• _Instruction_: Find the word "that" in the listing; pull out each line holding it.

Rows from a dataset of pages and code
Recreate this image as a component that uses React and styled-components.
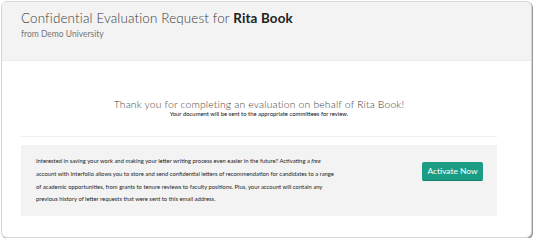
import React from "react";
import styled, { createGlobalStyle } from "styled-components";

const Global = createGlobalStyle`
  html, body { margin: 0; padding: 0; background: #fff; }
  body { font-family: "Lato", "Open Sans", sans-serif; }
  * { box-sizing: border-box; }
`;

const Page = styled.div`
  padding: 1px 1px 0 1px;
  width: 533px;
`;

const Card = styled.div`
  width: 531px;
  height: 237px;
  border: 1px solid #d6d6d6;
  border-radius: 6px;
  box-shadow: 1px 1px 1px rgba(0, 0, 0, 0.45);
  overflow: hidden;
  background: #fff;
  display: flex;
  flex-direction: column;
`;

const Header = styled.header`
  background: #f3f3f3;
  height: 59px;
  padding: 7px 19px 0;
  border-bottom: 1px solid #ececec;
`;

const Title = styled.h1`
  margin: 0;
  font-family: "Lato", sans-serif;
  font-weight: 300;
  font-size: 13.4px;
  line-height: 18px;
  color: #3a3a3a;
  letter-spacing: 0.15px;
  b {
    font-weight: 700;
    color: #222;
  }
`;

const Subtitle = styled.div`
  margin-top: 2px;
  font-size: 8.5px;
  line-height: 11px;
  color: #777;
  font-weight: 400;
`;

const Body = styled.main`
  padding: 0 34px 0 19px;
  display: flex;
  flex-direction: column;
`;

const Thanks = styled.section`
  text-align: center;
  padding: 38px 0 18px;
  border-bottom: 1px solid #eeeeee;
`;

const ThanksTitle = styled.h2`
  margin: 0;
  font-weight: 300;
  font-size: 10.4px;
  line-height: 11px;
  color: #444;
  letter-spacing: 0.15px;
`;

const ThanksText = styled.p`
  margin: 0;
  font-size: 5.9px;
  line-height: 8px;
  color: #111;
`;

const Promo = styled.section`
  margin-top: 8px;
  background: #f3f3f3;
  height: 71px;
  padding: 0 14px 0 15px;
  display: flex;
  align-items: center;
  justify-content: space-between;
`;

const PromoText = styled.p`
  margin: 0;
  font-size: 5.85px;
  line-height: 12.7px;
  color: #1e1e1e;
  white-space: nowrap;
  i { font-style: italic; }
`;

const Button = styled.button`
  width: 61px;
  height: 19px;
  border: none;
  border-radius: 2px;
  background: #1a9d84;
  border-bottom: 1px solid #147f6a;
  color: #fff;
  font-family: "Lato", sans-serif;
  font-size: 8.4px;
  font-weight: 400;
  padding: 0;
  margin-top: -18px;
  cursor: pointer;
`;

export default function App() {
  return (
    <Page>
      <Global />
      <Card>
        <Header>
          <Title>
            Confidential Evaluation Request for <b>Rita Book</b>
          </Title>
          <Subtitle>from Demo University</Subtitle>
        </Header>
        <Body>
          <Thanks>
            <ThanksTitle>Thank you for completing an evaluation on behalf of Rita Book!</ThanksTitle>
            <ThanksText>Your document will be sent to the appropriate committees for review.</ThanksText>
          </Thanks>
          <Promo>
            <PromoText>
              Interested in saving your work and making your letter writing process even easier in the future? Activating a <i>free</i>
              <br />
              account with Interfolio allows you to store and send confidential letters of recommendation for candidates to a range
              <br />
              of academic opportunities, from grants to tenure reviews to faculty positions. Plus, your account will contain any
              <br />
              previous history of letter requests that were sent to this email address.
            </PromoText>
            <Button>Activate Now</Button>
          </Promo>
        </Body>
      </Card>
    </Page>
  );
}
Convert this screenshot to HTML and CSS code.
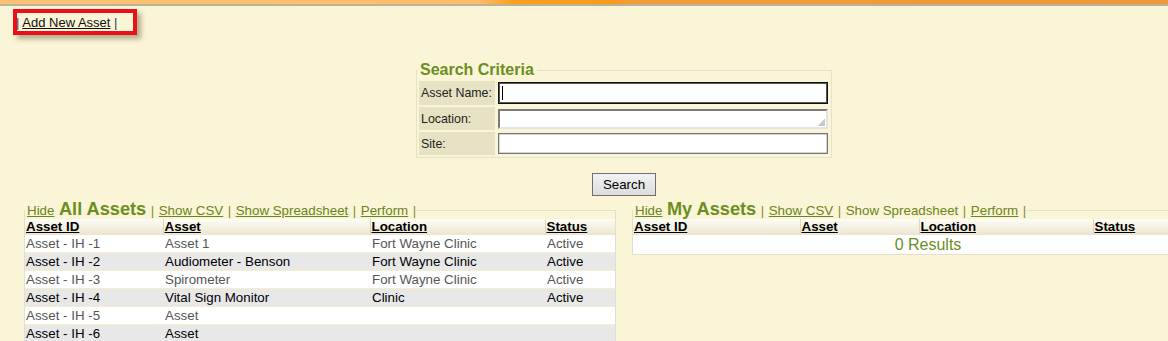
FILE: index.html
```html
<!DOCTYPE html>
<html lang="en">
<head>
<meta charset="utf-8">
<title>Assets</title>
<link rel="stylesheet" href="styles.css">
</head>
<body>
<div class="topbar"></div>
<div class="actions">
  <span class="pipe">|</span> <a href="#" class="add-link">Add New Asset</a> <span class="pipe">|</span>
  <span class="highlight"></span>
</div>
<div class="page">
  <fieldset class="search">
    <legend>Search Criteria</legend>
    <table class="search-table">
      <tr class="r1">
        <td class="lbl">Asset Name:</td>
        <td class="fld"><span class="input-wrap"><input type="text" class="inp focused"><span class="caret"></span></span></td>
      </tr>
      <tr class="r2">
        <td class="lbl">Location:</td>
        <td class="fld"><textarea class="area" rows="1"></textarea></td>
      </tr>
      <tr class="r3">
        <td class="lbl">Site:</td>
        <td class="fld"><input type="text" class="inp"></td>
      </tr>
    </table>
  </fieldset>
  <div class="btn-row"><button class="search-btn">Search</button></div>
  <div class="panels">
    <fieldset class="panel">
      <legend><a href="#" class="lnk">Hide</a> <span class="title">All Assets</span> <span class="pipe2">|</span> <a href="#" class="lnk">Show CSV</a> <span class="pipe2">|</span> <a href="#" class="lnk">Show Spreadsheet</a> <span class="pipe2">|</span> <a href="#" class="lnk">Perform</a> <span class="pipe2">|</span></legend>
      <table class="grid grid-left">
        <colgroup><col style="width:138px"><col style="width:207px"><col style="width:175px"><col style="width:70px"></colgroup>
        <thead>
          <tr><th><a href="#">Asset ID</a></th><th><a href="#">Asset</a></th><th><a href="#">Location</a></th><th><a href="#">Status</a></th></tr>
        </thead>
        <tbody>
          <tr class="odd"><td>Asset - IH -1</td><td>Asset 1</td><td>Fort Wayne Clinic</td><td>Active</td></tr>
          <tr class="even"><td>Asset - IH -2</td><td>Audiometer - Benson</td><td>Fort Wayne Clinic</td><td>Active</td></tr>
          <tr class="odd"><td>Asset - IH -3</td><td>Spirometer</td><td>Fort Wayne Clinic</td><td>Active</td></tr>
          <tr class="even"><td>Asset - IH -4</td><td>Vital Sign Monitor</td><td>Clinic</td><td>Active</td></tr>
          <tr class="odd"><td>Asset - IH -5</td><td>Asset</td><td></td><td></td></tr>
          <tr class="even"><td>Asset - IH -6</td><td>Asset</td><td></td><td></td></tr>
        </tbody>
      </table>
    </fieldset>
    <fieldset class="panel">
      <legend><a href="#" class="lnk">Hide</a> <span class="title">My Assets</span> <span class="pipe2">|</span> <a href="#" class="lnk">Show CSV</a> <span class="pipe2">|</span> <span class="plain">Show Spreadsheet</span> <span class="pipe2">|</span> <a href="#" class="lnk">Perform</a> <span class="pipe2">|</span></legend>
      <table class="grid grid-right">
        <colgroup><col style="width:167px"><col style="width:119px"><col style="width:174px"><col style="width:130px"></colgroup>
        <thead>
          <tr><th><a href="#">Asset ID</a></th><th><a href="#">Asset</a></th><th><a href="#">Location</a></th><th><a href="#">Status</a></th></tr>
        </thead>
        <tbody>
          <tr class="empty"><td colspan="4">0 Results</td></tr>
        </tbody>
      </table>
    </fieldset>
  </div>
</div>
</body>
</html>
```
FILE: styles.css
```css
html, body {
  margin: 0;
  padding: 0;
  overflow: hidden;
}
body {
  background: #fbf5d7;
  font-family: "Liberation Sans", Arial, sans-serif;
  font-size: 13.33px;
  color: #000;
}
.topbar {
  height: 4px;
  background: linear-gradient(90deg, #fcc274 0%, #fdbd6a 41%, #fa9f1c 44%, #f99c18 52%, #f39a3a 54.5%, #f2983c 100%);
  border-bottom: 2px solid #b9b39a;
}
.actions {
  position: relative;
  padding: 9px 0 0 16px;
  height: 15px;
  line-height: 15px;
  font-size: 13px;
  color: #223;
}
.actions .pipe { color: #2a3a70; }
.add-link { color: #111; text-decoration: underline; }
.highlight {
  position: absolute;
  left: 13px;
  top: 3px;
  width: 116px;
  height: 18px;
  border: 4px solid #e8101a;
  box-shadow: 4px 4px 5px rgba(90, 85, 50, 0.45);
}
.page {
  width: 1248px;
}
.search {
  width: 414px;
  margin: 31px auto 0;
  padding: 0;
  border: 1px solid #e6e1cb;
  min-inline-size: 0;
}
.search legend {
  padding: 0 3px 0 3px;
  margin-left: 0;
  font-size: 16px;
  line-height: 18px;
  font-weight: bold;
  color: #6b8e23;
}
.search-table {
  border-spacing: 2px;
  width: 414px;
  font-size: 12.4px;
}
.search-table td { padding: 0; }
.lbl {
  width: 72px;
  background: #e8e2c4;
  color: #222;
  padding: 0 2px !important;
  vertical-align: middle;
  white-space: nowrap;
}
.fld {
  width: 330px;
  padding: 0 1px !important;
  vertical-align: middle;
}
.r1 td { height: 24px; }
.r2 td, .r3 td { height: 23px; }
.input-wrap {
  position: relative;
  display: block;
}
.inp {
  display: block;
  box-sizing: border-box;
  width: 330px;
  height: 21px;
  margin: 0;
  padding: 0 3px;
  border: 1px solid #767676;
  box-shadow: inset 0 0 0 0.5px #aaa;
  background: #fff;
  font: 12px "Liberation Sans", Arial, sans-serif;
  outline: none;
}
.inp.focused {
  height: 22px;
  border: 1px solid #111;
  box-shadow: inset 0 0 0 1px #555;
}
.caret {
  position: absolute;
  left: 4px;
  top: 4px;
  width: 1px;
  height: 14px;
  background: #000;
}
.area {
  display: block;
  box-sizing: border-box;
  width: 330px;
  height: 20px;
  margin: 0;
  padding: 0 3px;
  border: 2px solid;
  border-color: #7a7a7a #e4e4e4 #e4e4e4 #7a7a7a;
  background: #fff linear-gradient(135deg, transparent 50%, #c9c9c9 50%) no-repeat right 1px bottom 1px / 7px 7px;
  font: 12px "Liberation Sans", Arial, sans-serif;
  resize: none;
  overflow: hidden;
  outline: none;
}
.btn-row {
  text-align: center;
  margin-top: 15px;
  height: 23px;
}
.search-btn {
  box-sizing: border-box;
  width: 64px;
  height: 23px;
  padding: 0;
  border: 1px solid #707070;
  border-radius: 0;
  background: linear-gradient(#f3f3f3, #dcdcdc);
  font: 13.33px "Liberation Sans", Arial, sans-serif;
  color: #000;
}
.panels {
  display: flex;
  gap: 16px;
  margin: 4px 0 0 24px;
  align-items: flex-start;
}
.panel {
  margin: 0;
  padding: 0;
  border: 1px solid #e3dfcc;
  min-inline-size: 0;
  width: 590px;
}
.panel legend {
  padding: 0 0 0 2px;
  margin: 0;
  font-size: 13.33px;
  line-height: 19px;
  color: #7a8c2a;
  white-space: nowrap;
  word-spacing: 0.8px;
}
.lnk {
  color: #6a8420;
  text-decoration: underline;
  word-spacing: 0;
}
.plain { color: #6a8420; word-spacing: 0; }
.title {
  font-size: 18.2px;
  font-weight: bold;
  color: #6b8e23;
  line-height: 18px;
  word-spacing: 0;
}
.pipe2 { color: #7f8e2c; }
.grid {
  width: 590px;
  border-collapse: collapse;
  table-layout: fixed;
  margin-top: -1px;
}
.grid th {
  height: 16px;
  padding: 0 1px;
  text-align: left;
  font-weight: bold;
  line-height: 16px;
  background: linear-gradient(#fdfcf6, #ebe5ce);
  border-left: 1px solid #ddd7c0;
  white-space: nowrap;
}
.grid th:first-child { border-left: none; }
.grid th a { color: #000; text-decoration: underline; }
.grid td {
  height: 17px;
  padding: 0 1px;
  line-height: 17px;
  border-bottom: 1px solid #f5eec8;
  white-space: nowrap;
  overflow: hidden;
}
.grid td + td { padding-left: 2px; }
.odd td { background: #fff; color: #555; }
.even td { background: #e8e8e8; color: #000; }
.empty td {
  background: #fff;
  color: #6b8e23;
  font-size: 16px;
  text-align: center;
  height: 19px;
  line-height: 19px;
  border-bottom: none;
}
```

• _Answer in full_:
Recreate this image as a component that uses React and styled-components.
              previous history of letter requests that were sent to this email address.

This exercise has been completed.